▶ _TASK TO COMPLETE_
Please reproduce exactly the lines between the line holding "Give me the" and the line holding "import React from", inclusive, leaving out any pictures.

▶ _ENTRIES PROVIDED_
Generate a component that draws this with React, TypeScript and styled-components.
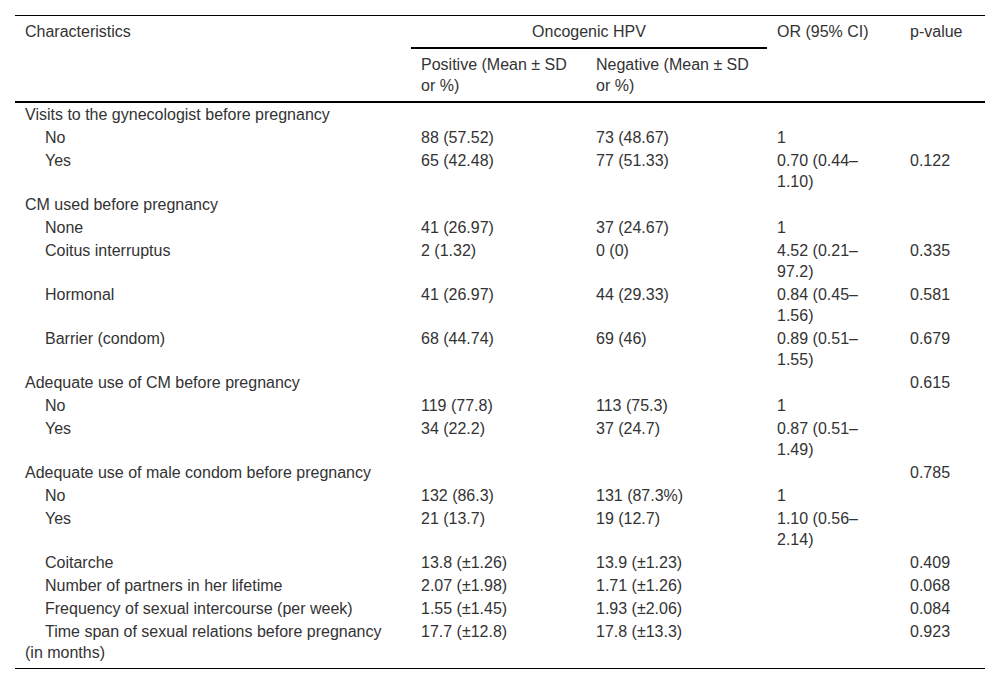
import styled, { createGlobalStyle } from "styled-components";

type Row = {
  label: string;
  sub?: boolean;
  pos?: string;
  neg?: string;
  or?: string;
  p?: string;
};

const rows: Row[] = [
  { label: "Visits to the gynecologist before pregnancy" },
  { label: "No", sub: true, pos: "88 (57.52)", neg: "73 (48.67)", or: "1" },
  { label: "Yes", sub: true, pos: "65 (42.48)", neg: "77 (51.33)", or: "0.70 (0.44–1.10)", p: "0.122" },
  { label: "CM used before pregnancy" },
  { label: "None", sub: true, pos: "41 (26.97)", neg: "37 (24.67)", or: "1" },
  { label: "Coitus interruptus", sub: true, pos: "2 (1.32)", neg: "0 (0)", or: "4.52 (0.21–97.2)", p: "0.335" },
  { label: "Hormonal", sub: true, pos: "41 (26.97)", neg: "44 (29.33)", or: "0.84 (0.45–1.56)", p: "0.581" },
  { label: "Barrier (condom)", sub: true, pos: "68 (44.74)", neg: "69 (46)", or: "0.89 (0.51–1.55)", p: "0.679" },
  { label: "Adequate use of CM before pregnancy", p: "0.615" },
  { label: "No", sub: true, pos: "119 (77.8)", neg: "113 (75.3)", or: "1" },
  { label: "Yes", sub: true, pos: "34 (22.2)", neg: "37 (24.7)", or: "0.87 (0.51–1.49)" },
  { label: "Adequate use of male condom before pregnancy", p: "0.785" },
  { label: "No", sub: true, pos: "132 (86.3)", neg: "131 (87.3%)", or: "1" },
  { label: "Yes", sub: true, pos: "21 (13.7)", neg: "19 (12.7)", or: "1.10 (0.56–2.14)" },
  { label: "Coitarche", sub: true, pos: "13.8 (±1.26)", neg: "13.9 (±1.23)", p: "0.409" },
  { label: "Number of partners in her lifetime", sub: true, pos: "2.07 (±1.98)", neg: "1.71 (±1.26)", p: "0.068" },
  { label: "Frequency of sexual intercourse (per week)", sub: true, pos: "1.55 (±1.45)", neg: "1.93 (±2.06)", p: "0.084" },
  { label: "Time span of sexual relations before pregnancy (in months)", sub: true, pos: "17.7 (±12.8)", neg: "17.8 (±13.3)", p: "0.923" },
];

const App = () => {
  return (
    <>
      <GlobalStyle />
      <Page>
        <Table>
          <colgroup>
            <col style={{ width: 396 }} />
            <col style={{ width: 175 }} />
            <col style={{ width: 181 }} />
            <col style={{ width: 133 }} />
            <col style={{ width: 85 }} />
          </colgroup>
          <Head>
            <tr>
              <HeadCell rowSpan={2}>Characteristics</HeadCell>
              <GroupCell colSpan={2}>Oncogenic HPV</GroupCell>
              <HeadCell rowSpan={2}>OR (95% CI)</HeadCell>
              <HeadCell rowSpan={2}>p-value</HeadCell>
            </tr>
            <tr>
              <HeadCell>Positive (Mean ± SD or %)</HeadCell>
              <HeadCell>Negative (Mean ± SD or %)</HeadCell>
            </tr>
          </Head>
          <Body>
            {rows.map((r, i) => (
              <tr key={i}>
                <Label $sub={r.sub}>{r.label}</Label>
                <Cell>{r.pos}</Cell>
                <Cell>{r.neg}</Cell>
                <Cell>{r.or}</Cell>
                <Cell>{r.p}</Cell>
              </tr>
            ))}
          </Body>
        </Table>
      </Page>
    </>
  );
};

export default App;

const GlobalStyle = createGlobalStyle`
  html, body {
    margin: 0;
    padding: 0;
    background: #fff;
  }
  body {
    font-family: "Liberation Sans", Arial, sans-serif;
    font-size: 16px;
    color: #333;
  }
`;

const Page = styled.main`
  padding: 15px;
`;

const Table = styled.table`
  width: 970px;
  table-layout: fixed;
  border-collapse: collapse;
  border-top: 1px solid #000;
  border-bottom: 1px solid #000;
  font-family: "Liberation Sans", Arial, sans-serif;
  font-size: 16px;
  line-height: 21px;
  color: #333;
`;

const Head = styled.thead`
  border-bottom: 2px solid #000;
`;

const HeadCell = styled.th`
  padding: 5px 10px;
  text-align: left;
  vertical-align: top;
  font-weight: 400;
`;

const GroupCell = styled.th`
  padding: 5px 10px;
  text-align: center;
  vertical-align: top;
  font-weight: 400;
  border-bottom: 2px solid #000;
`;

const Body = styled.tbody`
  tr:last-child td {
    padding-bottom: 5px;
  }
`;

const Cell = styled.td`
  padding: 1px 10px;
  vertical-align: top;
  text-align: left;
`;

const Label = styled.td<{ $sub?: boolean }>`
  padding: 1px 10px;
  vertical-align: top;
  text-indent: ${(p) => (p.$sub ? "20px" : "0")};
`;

--

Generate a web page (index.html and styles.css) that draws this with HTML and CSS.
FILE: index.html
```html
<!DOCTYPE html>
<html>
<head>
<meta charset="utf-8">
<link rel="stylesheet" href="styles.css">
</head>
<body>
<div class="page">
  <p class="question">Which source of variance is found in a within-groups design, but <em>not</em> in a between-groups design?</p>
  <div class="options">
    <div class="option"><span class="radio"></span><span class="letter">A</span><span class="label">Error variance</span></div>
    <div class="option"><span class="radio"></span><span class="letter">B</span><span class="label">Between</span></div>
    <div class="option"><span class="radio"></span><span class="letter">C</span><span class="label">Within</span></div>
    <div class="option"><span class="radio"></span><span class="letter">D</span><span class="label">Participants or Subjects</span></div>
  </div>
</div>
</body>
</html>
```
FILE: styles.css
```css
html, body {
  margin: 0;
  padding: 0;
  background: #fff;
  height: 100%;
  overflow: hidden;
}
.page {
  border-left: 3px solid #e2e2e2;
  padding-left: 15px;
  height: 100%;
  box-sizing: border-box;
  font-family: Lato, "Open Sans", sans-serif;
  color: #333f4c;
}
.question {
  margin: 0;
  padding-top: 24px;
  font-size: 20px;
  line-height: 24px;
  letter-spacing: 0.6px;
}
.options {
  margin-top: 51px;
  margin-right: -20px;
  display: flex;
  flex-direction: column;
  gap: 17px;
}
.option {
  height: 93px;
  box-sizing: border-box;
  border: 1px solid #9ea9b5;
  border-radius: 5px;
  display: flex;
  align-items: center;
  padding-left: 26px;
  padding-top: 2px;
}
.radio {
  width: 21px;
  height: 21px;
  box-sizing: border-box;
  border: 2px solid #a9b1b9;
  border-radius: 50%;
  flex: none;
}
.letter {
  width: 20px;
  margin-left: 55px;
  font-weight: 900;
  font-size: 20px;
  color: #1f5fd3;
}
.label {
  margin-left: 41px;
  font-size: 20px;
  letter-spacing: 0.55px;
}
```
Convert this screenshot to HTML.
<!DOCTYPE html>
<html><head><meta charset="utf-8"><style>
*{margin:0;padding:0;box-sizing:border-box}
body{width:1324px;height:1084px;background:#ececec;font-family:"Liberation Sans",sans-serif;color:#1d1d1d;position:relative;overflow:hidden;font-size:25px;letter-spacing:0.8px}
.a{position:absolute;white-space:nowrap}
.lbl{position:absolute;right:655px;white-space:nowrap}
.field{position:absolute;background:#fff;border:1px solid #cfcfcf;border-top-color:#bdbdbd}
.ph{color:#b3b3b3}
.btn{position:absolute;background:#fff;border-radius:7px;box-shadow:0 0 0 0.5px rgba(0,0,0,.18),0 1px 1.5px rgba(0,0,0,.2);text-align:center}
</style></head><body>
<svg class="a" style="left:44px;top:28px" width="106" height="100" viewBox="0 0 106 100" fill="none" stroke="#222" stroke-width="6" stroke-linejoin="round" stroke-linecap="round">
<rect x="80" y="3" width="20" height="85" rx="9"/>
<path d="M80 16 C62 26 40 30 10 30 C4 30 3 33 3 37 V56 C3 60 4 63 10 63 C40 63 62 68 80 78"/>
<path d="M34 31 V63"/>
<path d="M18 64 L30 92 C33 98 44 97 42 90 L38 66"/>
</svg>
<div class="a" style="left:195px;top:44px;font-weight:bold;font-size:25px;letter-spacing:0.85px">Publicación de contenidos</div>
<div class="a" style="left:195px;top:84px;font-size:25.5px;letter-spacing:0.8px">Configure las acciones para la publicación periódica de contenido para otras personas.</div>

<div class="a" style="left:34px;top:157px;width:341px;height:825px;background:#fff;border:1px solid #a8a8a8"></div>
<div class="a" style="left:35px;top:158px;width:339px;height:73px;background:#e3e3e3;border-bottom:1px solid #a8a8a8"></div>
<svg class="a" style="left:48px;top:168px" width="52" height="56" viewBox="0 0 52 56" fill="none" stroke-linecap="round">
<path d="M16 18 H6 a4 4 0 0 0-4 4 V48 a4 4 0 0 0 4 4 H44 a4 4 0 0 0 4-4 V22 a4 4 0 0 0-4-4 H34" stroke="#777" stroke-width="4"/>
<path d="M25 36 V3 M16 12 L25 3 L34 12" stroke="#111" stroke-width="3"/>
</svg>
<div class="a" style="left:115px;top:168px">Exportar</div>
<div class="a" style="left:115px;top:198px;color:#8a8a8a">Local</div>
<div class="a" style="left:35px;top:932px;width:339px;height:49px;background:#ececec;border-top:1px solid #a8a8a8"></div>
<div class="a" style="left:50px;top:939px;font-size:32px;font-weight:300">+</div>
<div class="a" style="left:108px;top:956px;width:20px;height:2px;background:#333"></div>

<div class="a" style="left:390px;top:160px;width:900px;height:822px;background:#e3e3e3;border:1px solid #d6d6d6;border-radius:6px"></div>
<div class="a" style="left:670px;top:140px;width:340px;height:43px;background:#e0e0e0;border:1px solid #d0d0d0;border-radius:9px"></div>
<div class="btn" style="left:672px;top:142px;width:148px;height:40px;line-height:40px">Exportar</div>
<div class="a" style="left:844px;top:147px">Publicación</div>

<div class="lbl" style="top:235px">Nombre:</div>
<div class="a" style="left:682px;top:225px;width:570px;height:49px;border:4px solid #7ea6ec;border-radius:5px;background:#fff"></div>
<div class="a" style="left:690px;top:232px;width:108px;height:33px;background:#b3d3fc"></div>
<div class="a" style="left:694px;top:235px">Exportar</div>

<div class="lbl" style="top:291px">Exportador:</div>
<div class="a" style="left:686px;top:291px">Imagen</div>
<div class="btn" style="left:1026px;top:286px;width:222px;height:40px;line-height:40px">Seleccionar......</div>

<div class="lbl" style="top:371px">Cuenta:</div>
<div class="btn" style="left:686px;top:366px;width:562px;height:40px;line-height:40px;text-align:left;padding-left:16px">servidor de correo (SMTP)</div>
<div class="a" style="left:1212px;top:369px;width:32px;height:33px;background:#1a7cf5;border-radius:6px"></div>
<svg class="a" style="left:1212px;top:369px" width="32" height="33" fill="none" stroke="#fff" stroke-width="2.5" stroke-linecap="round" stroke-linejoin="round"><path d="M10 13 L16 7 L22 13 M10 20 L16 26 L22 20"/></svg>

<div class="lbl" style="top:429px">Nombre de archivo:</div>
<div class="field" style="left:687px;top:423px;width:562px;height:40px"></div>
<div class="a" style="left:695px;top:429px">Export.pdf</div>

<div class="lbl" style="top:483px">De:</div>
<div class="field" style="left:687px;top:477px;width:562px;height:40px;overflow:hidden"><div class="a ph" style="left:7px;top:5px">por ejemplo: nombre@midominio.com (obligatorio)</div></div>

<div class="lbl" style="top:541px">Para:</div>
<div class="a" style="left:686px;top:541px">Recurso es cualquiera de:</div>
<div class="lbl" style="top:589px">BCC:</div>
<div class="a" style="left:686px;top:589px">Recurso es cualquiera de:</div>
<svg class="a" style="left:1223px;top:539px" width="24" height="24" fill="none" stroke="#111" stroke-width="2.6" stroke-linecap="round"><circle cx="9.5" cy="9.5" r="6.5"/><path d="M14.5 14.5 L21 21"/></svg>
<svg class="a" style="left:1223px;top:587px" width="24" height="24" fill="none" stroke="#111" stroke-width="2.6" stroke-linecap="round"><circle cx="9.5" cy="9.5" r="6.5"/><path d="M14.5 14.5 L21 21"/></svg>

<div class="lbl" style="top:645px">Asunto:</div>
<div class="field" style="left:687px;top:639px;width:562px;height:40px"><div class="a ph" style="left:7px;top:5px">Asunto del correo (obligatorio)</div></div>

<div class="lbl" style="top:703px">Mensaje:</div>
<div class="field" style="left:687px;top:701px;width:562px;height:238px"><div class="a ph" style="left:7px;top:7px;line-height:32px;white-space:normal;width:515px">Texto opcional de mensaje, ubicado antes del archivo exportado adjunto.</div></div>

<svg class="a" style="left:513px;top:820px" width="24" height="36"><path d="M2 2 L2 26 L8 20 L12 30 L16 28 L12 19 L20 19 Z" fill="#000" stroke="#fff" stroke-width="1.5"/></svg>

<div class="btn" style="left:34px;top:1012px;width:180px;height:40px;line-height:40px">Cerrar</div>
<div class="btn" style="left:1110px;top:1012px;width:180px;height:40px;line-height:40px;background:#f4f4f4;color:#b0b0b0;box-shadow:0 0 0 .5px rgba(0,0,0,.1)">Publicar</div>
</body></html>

...

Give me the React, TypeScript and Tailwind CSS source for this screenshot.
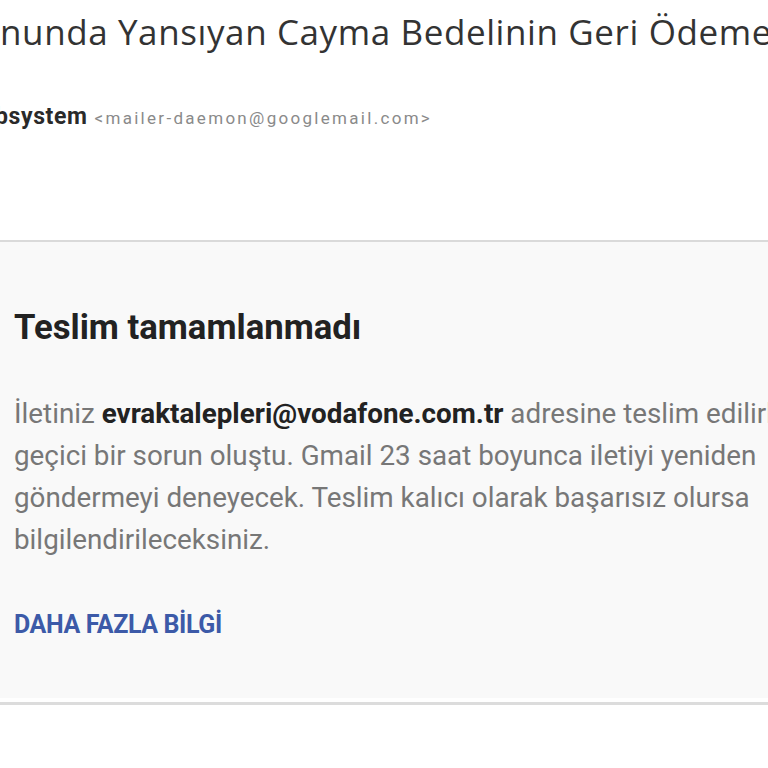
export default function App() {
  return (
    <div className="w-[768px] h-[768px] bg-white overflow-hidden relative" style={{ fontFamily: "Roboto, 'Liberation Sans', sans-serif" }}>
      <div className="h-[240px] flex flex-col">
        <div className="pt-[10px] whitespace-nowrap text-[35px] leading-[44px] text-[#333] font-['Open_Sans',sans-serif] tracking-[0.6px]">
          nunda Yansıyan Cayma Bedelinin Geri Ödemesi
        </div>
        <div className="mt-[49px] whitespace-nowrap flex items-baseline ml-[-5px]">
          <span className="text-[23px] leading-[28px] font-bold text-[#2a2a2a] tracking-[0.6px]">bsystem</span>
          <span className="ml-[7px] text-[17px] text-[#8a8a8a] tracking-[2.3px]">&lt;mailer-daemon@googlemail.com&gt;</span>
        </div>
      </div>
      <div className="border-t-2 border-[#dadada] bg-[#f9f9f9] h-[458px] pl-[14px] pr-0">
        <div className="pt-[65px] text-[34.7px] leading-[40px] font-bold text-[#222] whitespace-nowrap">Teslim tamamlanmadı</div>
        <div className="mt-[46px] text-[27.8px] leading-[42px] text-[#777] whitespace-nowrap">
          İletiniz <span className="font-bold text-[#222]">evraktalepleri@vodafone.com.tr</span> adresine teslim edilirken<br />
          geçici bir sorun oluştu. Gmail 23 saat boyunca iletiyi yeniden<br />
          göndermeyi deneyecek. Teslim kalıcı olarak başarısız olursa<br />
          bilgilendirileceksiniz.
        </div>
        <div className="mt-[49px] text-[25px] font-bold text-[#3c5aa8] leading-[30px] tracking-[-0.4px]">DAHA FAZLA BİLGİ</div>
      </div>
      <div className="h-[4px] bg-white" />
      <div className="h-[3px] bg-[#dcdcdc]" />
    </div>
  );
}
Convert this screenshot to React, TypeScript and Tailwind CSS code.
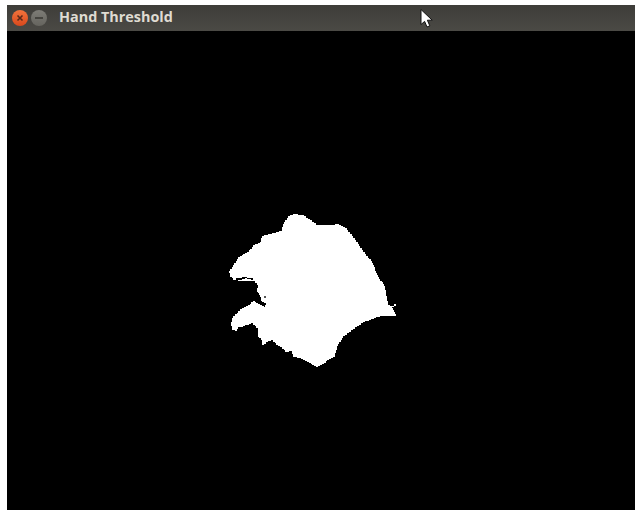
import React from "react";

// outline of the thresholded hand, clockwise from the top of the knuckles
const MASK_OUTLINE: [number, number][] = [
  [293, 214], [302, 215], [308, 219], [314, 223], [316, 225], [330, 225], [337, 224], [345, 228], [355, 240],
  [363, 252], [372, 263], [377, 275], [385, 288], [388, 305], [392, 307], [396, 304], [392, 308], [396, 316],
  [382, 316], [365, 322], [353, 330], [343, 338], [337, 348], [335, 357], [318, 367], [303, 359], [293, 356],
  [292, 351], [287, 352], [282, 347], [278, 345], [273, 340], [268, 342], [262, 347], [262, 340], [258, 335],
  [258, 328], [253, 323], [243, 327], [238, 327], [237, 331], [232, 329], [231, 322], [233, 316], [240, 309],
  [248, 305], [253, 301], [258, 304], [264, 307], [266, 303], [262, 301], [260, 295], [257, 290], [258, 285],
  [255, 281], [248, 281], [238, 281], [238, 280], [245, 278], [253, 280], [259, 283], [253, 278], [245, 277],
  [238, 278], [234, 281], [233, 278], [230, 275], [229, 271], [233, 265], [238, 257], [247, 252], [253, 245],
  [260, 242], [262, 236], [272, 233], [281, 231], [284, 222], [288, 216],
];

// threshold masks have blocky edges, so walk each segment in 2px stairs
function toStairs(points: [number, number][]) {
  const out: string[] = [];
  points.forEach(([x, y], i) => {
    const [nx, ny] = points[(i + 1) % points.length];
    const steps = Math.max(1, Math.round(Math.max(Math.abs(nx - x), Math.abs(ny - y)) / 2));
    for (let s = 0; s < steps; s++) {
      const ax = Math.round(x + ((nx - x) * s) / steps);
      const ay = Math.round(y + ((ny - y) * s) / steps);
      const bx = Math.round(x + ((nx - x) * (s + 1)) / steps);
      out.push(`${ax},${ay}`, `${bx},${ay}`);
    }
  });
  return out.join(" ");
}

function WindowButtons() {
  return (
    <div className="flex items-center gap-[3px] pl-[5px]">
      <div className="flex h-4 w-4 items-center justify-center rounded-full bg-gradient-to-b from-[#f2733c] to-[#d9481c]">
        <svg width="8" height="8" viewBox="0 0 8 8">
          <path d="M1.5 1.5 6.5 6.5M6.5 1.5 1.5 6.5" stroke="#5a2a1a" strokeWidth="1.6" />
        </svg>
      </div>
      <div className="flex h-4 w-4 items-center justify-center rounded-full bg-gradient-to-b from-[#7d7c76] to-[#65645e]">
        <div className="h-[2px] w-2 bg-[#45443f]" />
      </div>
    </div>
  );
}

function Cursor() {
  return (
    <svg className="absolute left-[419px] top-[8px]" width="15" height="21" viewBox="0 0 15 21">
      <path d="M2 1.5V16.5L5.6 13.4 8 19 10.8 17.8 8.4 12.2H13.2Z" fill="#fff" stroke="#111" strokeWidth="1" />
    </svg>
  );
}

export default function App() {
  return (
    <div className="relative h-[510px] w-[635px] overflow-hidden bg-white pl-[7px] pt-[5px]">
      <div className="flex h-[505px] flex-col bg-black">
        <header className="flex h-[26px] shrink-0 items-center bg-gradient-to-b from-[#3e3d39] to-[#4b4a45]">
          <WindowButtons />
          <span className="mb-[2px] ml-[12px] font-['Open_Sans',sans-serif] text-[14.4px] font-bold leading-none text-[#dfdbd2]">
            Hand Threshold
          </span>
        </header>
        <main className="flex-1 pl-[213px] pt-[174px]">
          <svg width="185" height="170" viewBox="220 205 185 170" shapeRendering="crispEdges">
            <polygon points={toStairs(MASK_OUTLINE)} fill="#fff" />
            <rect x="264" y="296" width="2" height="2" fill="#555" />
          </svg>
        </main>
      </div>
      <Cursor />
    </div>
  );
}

▶ _TASK SOLUTION_
Give me the React, TypeScript and Tailwind CSS source for this screenshot.
export default function App() {
  return (
    <div className="w-[768px] h-[768px] bg-white overflow-hidden relative" style={{ fontFamily: "Roboto, 'Liberation Sans', sans-serif" }}>
      <div className="h-[240px] flex flex-col">
        <div className="pt-[10px] whitespace-nowrap text-[35px] leading-[44px] text-[#333] font-['Open_Sans',sans-serif] tracking-[0.6px]">
          nunda Yansıyan Cayma Bedelinin Geri Ödemesi
        </div>
        <div className="mt-[49px] whitespace-nowrap flex items-baseline ml-[-5px]">
          <span className="text-[23px] leading-[28px] font-bold text-[#2a2a2a] tracking-[0.6px]">bsystem</span>
          <span className="ml-[7px] text-[17px] text-[#8a8a8a] tracking-[2.3px]">&lt;mailer-daemon@googlemail.com&gt;</span>
        </div>
      </div>
      <div className="border-t-2 border-[#dadada] bg-[#f9f9f9] h-[458px] pl-[14px] pr-0">
        <div className="pt-[65px] text-[34.7px] leading-[40px] font-bold text-[#222] whitespace-nowrap">Teslim tamamlanmadı</div>
        <div className="mt-[46px] text-[27.8px] leading-[42px] text-[#777] whitespace-nowrap">
          İletiniz <span className="font-bold text-[#222]">evraktalepleri@vodafone.com.tr</span> adresine teslim edilirken<br />
          geçici bir sorun oluştu. Gmail 23 saat boyunca iletiyi yeniden<br />
          göndermeyi deneyecek. Teslim kalıcı olarak başarısız olursa<br />
          bilgilendirileceksiniz.
        </div>
        <div className="mt-[49px] text-[25px] font-bold text-[#3c5aa8] leading-[30px] tracking-[-0.4px]">DAHA FAZLA BİLGİ</div>
      </div>
      <div className="h-[4px] bg-white" />
      <div className="h-[3px] bg-[#dcdcdc]" />
    </div>
  );
}
Convert this screenshot to React, TypeScript and Tailwind CSS code.
import React from "react";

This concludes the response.